Une "mise en page" qui ne change rien au salaire

"Simplifier le bulletin de paie sans simplifier les prélèvements, c'est juste de la mise en page", attaque sur X Emmanuel Maquet, député LR de la 3e circonscription de la Somme. "Ce qu'on veut, c'est supprimer les prélèvements", revendique-t-il. Dans une tribune publiée mi-mars dans L'Opinion, celui-ci appelait déjà à de "nécessaires ajustements de notre modèle social pour rapprocher le brut du net".

"La révolution selon Bruno : réduire le bulletin de paie à deux lignes. La vraie révolution pour les Français : l'augmentation du chiffre en bas à droite", assène le premier secrétaire du Parti socialiste, Olivier Faure, sur X

"Ce qui importe sur la fiche de paie, ce n'est pas de réduire à tout prix le nombre de lignes, mais bien d'augmenter le montant en bas de la page", dénonce également Force Ouvrière dans un communiqué publié sur X. "FO s'opposera vigoureusement à cette proposition de simplification du bulletin de paie", affirme le syndicat.

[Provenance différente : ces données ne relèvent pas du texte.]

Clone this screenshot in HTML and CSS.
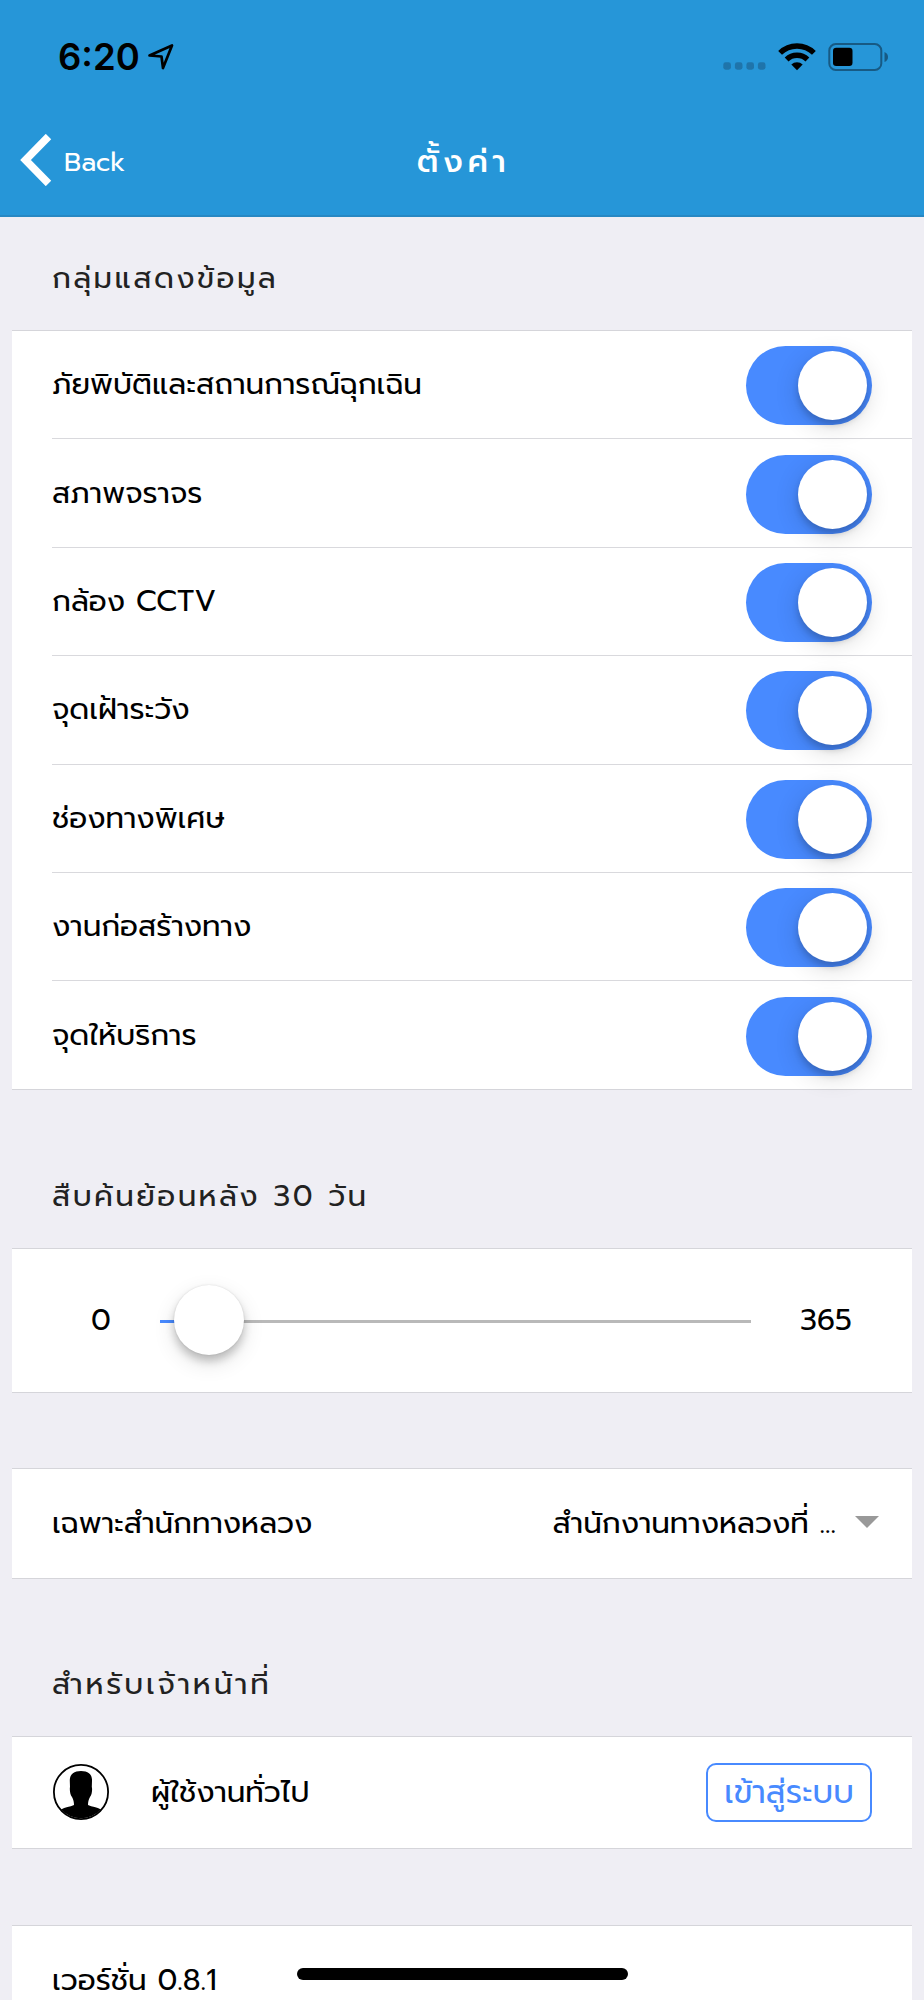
FILE: index.html
```html
<!DOCTYPE html>
<html lang="th">
   <head>
      <meta charset="utf-8">
      <meta name="viewport" content="width=device-width, initial-scale=1">
      <title>ตั้งค่า</title>
      <link rel="stylesheet" href="styles.css">
   </head>
   <body>
      <header class="header">
         <div class="status">
            <span class="time">6:20</span>
            <svg class="location" width="26" height="26" viewBox="0 0 26 26"><path d="M1.5 11.5 L24 1.5 L15 24 L13.5 12.5 Z" fill="none" stroke="#000" stroke-width="2.7" stroke-linejoin="round"/></svg>
            <svg class="signal" width="44" height="8" viewBox="0 0 44 8" fill="#1f74aa"><rect x="0.3" y="0.3" width="7.6" height="7.4" rx="2.4"/><rect x="11.9" y="0.3" width="7.6" height="7.4" rx="2.4"/><rect x="23.4" y="0.3" width="7.6" height="7.4" rx="2.4"/><rect x="34.9" y="0.3" width="7.6" height="7.4" rx="2.4"/></svg>
            <svg class="wifi" width="38" height="28" viewBox="0 0 38 28"><g fill="none" stroke="#000" stroke-width="5.4"><path d="M2.1 9.900 A24 24 0 0 1 35.900 9.900"/><path d="M8.600 16.500 A14.800 14.800 0 0 1 29.400 16.500"/></g><path d="M13.300 21.500 A8.200 8.200 0 0 1 24.700 21.500 L19 27.300 Z"/></svg>
            <svg class="battery" width="61" height="28" viewBox="0 0 61 28"><rect x="1.3" y="1.1" width="52" height="25.8" rx="6.5" fill="none" stroke="#175a84" stroke-width="2"/><rect x="5" y="4.8" width="19.5" height="18.2" rx="3.2"/><path d="M56.5 9 Q60 10.5 60 14 Q60 17.5 56.5 19 Z" fill="#175a84"/></svg>
         </div>
         <nav class="toolbar">
            <a class="back"><svg width="32" height="52" viewBox="0 0 32 52"><path d="M28.5 2.5 L5.5 26 L28.5 49.5" fill="none" stroke="#fff" stroke-width="7.6"/></svg><span>Back</span></a>
            <h1 class="title">ตั้งค่า</h1>
         </nav>
      </header>
      <main class="content">
         <h2 class="heading">กลุ่มแสดงข้อมูล</h2>
         <ul class="card groups">
            <li class="row"><span>ภัยพิบัติและสถานการณ์ฉุกเฉิน</span><i class="toggle"></i></li>
            <li class="row"><span>สภาพจราจร</span><i class="toggle"></i></li>
            <li class="row"><span>กล้อง CCTV</span><i class="toggle"></i></li>
            <li class="row"><span>จุดเฝ้าระวัง</span><i class="toggle"></i></li>
            <li class="row"><span>ช่องทางพิเศษ</span><i class="toggle"></i></li>
            <li class="row"><span>งานก่อสร้างทาง</span><i class="toggle"></i></li>
            <li class="row"><span>จุดให้บริการ</span><i class="toggle"></i></li>
         </ul>
         <h2 class="heading heading-days">สืบค้นย้อนหลัง 30 วัน</h2>
         <div class="card range">
            <span class="range-min">0</span>
            <div class="track"><i class="knob"></i></div>
            <span class="range-max">365</span>
         </div>
         <div class="card office">
            <span>เฉพาะสำนักทางหลวง</span>
            <span class="value">สำนักงานทางหลวงที่ ...</span>
            <i class="arrow"></i>
         </div>
         <h2 class="heading heading-staff">สำหรับเจ้าหน้าที่</h2>
         <div class="card user">
            <svg class="avatar" width="56" height="56" viewBox="0 0 56 56"><circle cx="28" cy="28" r="27.1" fill="#fff" stroke="#000" stroke-width="1.8"/><path d="M28 7 C21 7 16.5 10.5 16.8 17 L17 23 C16.5 25 17 31 19 33 C20.5 36 21 38 21 41 C17 43 12 43 8 45.5 A27 27 0 0 0 48 45.5 C44 43 39 43 35 41 C35 38 35.5 36 37 33 C39 31 39.5 25 38.8 23 L39 17 C39.5 10.5 35 7 28 7 Z"/></svg>
            <span>ผู้ใช้งานทั่วไป</span>
            <button class="login">เข้าสู่ระบบ</button>
         </div>
         <div class="card version">เวอร์ชั่น 0.8.1</div>
      </main>
      <div class="home-indicator"></div>
   </body>
</html>
```
FILE: styles.css
```css
* {
   box-sizing: border-box;
}
body {
   margin: 0;
   height: 2000px;
   overflow: hidden;
   background-color: #efeef4;
   color: #000;
   font-family: "Prompt", "Noto Sans Thai", "Noto Sans", sans-serif;
   font-size: 29.5px;
   line-height: 40px;
   white-space: nowrap;
}
.header {
   height: 217px;
   background-color: #2696d8;
   border-bottom: 2px solid #2788c3;
   color: #fff;
}
.status {
   display: flex;
   align-items: center;
   height: 113px;
   padding: 0 35px 0 58px;
}
.time {
   width: 90px;
   color: #000;
   font: 600 36.5px/40px Inter, sans-serif;
}
.signal {
   margin: 19px 11px 0 auto;
}
.battery {
   margin-left: 12px;
}
.toolbar {
   display: grid;
   grid-template-columns: 1fr auto 1fr;
   align-items: center;
   height: 94px;
}
.back {
   display: flex;
   align-items: center;
   gap: 12px;
   padding-left: 20px;
   font-size: 26.5px;
}
.back span {
   padding-top: 4px;
}
.title {
   margin: 0;
   padding: 3px 0 0 3px;
   font-size: 31.5px;
   font-weight: 500;
   letter-spacing: 4.6px;
}
.content {
   padding: 0 12px;
}
.heading {
   display: flex;
   align-items: center;
   height: 113px;
   margin: 0;
   padding: 9px 40px 0;
   color: #222;
   font-size: 29.5px;
   font-weight: 400;
   letter-spacing: 2.4px;
}
.card {
   display: flex;
   align-items: center;
   margin: 0;
   padding: 0 40px;
   background-color: #fff;
   border: solid #d5d5da;
   border-width: 1px 0;
}
.groups {
   display: block;
   padding-right: 0;
   list-style: none;
}
.row {
   display: flex;
   align-items: center;
   justify-content: space-between;
   height: 108.4px;
   padding: 2px 39.6px 0 0;
   border-bottom: 1px solid #d9d9dd;
}
.row span {
   padding-bottom: 3px;
}
.row:last-child {
   height: 107.4px;
   border-bottom: none;
}
.toggle {
   width: 126px;
   height: 79px;
   padding: 5px;
   border-radius: 40px;
   background-color: #488aff;
}
.toggle::before {
   content: "";
   display: block;
   width: 69px;
   height: 69px;
   margin-left: auto;
   border-radius: 50%;
   background-color: #fff;
   box-shadow: 0 6px 24px rgba(0, 0, 0, 0.16), 0 5px 6px rgba(0, 0, 0, 0.16);
}
.heading-days {
   height: 158.2px;
   padding-top: 54px;
}
.range {
   height: 145px;
}
.range-min {
   width: 108px;
   padding-left: 39px;
}
.range-max {
   margin-left: 49px;
}
.track {
   display: flex;
   align-items: center;
   width: 591px;
   height: 3px;
   margin-top: 3px;
   background: linear-gradient(to right, #488aff 48px, #b9b9b9 48px);
}
.knob {
   width: 70px;
   height: 70px;
   margin: -4px 0 0 13.5px;
   border-radius: 50%;
   background-color: #fff;
   box-shadow: 0 0 2px rgba(0, 0, 0, 0.12), 0 6px 8px rgba(0, 0, 0, 0.2), 0 8px 22px rgba(0, 0, 0, 0.12);
}
.office {
   height: 111px;
   margin-top: 75px;
   padding-right: 33px;
}
.value {
   margin-left: auto;
}
.arrow {
   margin-left: 19px;
   margin-bottom: 2px;
   border: 12px solid transparent;
   border-top-color: #999;
   border-bottom: none;
}
.heading-staff {
   height: 157px;
   padding-top: 54px;
   letter-spacing: 2.8px;
}
.user {
   height: 113px;
}
.avatar {
   margin-right: 42px;
   margin-left: 1px;
}
.login {
   width: 166px;
   height: 59px;
   margin-left: auto;
   padding: 2px 0 0;
   border: 2px solid #488aff;
   border-radius: 10px;
   background-color: #fff;
   color: #488aff;
   font: inherit;
   font-size: 32px;
}
.version {
   height: 111px;
   margin-top: 76px;
   padding-bottom: 1px;
}
.home-indicator {
   position: fixed;
   left: 297px;
   bottom: 20px;
   width: 331px;
   height: 12px;
   border-radius: 6px;
   background-color: #000;
}
```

De possibles complications à long terme, selon la CGT

Cécile Velasquez met en garde les salariés qui ne demanderaient pas le détail de leur bulletin de paie. "Si vous quittez l'entreprise, ou si elle ferme, alors que vous n'avez pas demandé le détail de vos bulletins, et que plus tard, il y a un problème dans le calcul de vos droits à la retraite, par exemple, ce sera beaucoup plus compliqué", soutient la représentante de la CGT.

"On ne vous demande pas le détail de vos cotisations quand on calcule vos droits à la retraite", rétorque Bercy. Cette simplification du bulletin de paie "existe ailleurs chez nos voisins européens et ne pose pas de problème", précise le ministère de l'Economie.

Enfin, côté patronat, l'annonce de la simplification du bulletin de paie est aussi critiquée. "Je ne suis pas sûr que ça soit d'une grande simplification. On allège la fiche, mais on demande aux entreprises de conserver l'ensemble des informations si d'aventure les salariés les réclament. Nous aurions souhaité qu'on simplifie le mode de calcul", analyse Michel Picon, président de l'U2P (Union des entreprises de proximité) auprès du Parisien.